That is, when one vocalizes the traumatic event, s/he may heal: narrativization enables the sufferer to come to an understanding of what s/he experiences and of himself/herself. As Humphrey states, “memory is recovered as an echoing response through repetition or a constant return to the same narrative themes” (105). It is for this reason that fiction, as a means of narrativization, becomes a healer for Alice, who narrates her experiences in her memory to Wendy.

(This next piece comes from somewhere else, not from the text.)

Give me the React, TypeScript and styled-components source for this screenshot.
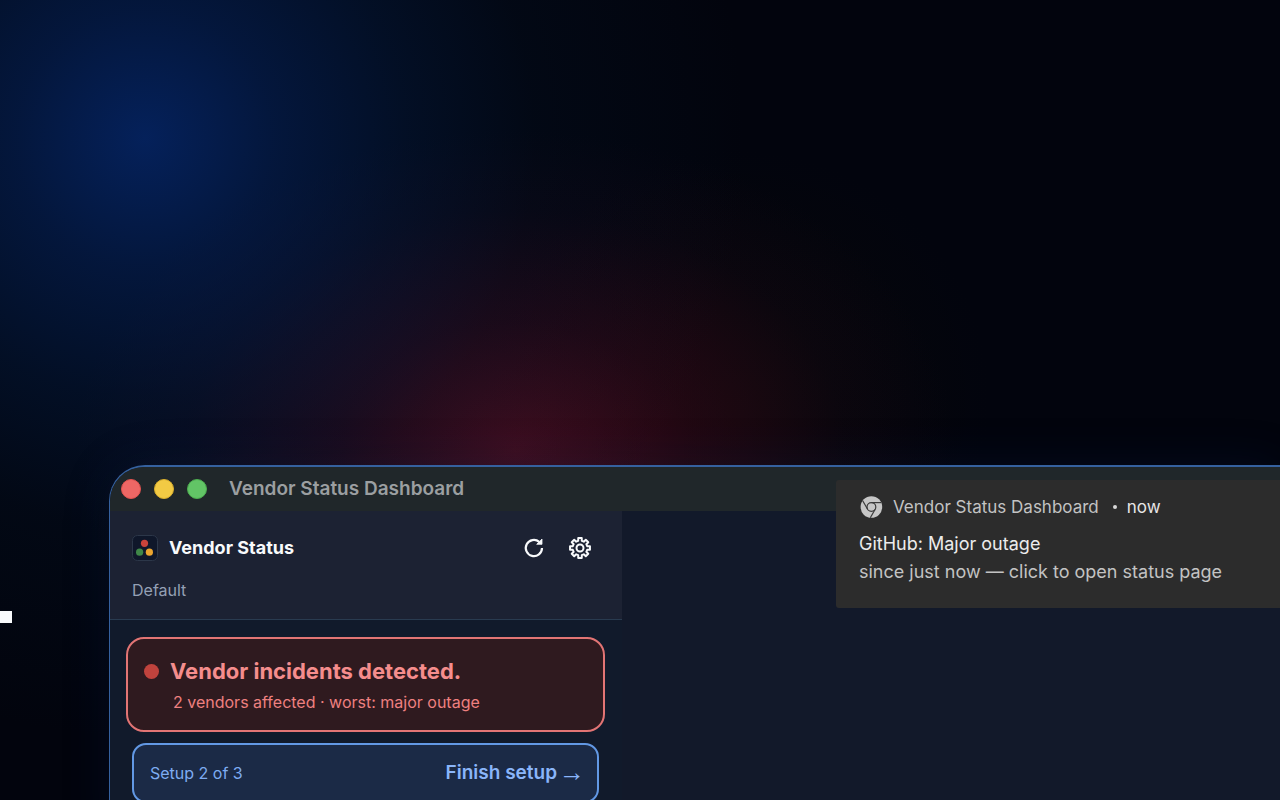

Even before her narrativizations to Wendy, Alice consoles herself with books, and she tries to cope with the loss of mother and motherland by means of fiction: she reads novels a lot (Fletcher, 1996: 12). She explains that the reason why she reads is a way of “comfort” (25), but it is not “escapism” (25) since fiction makes her question not only the harsh conditions she experiences as a child left alone by herself but also the hypocrisy50 of colonialism and patriarchy. She states her interest in novels as follows in the novel:

Morry says that my obsession with reading fiction is escapism. Why is this wrong? When I was young, novels gave me a sense that other lives were being lived, far beyond the brute reality of my own. Now that I am tied to the limitations of my failing body, my mind is still free to fly. Imagination is the only mystic journey left for me to make. (Fletcher, 1996: 25)

50 She is said that she is sent to New Zealand to help the settlers there and to have the chance of having good marriage, yet the real reason is that she is seen as redundant as a working-class child without a family to look after her.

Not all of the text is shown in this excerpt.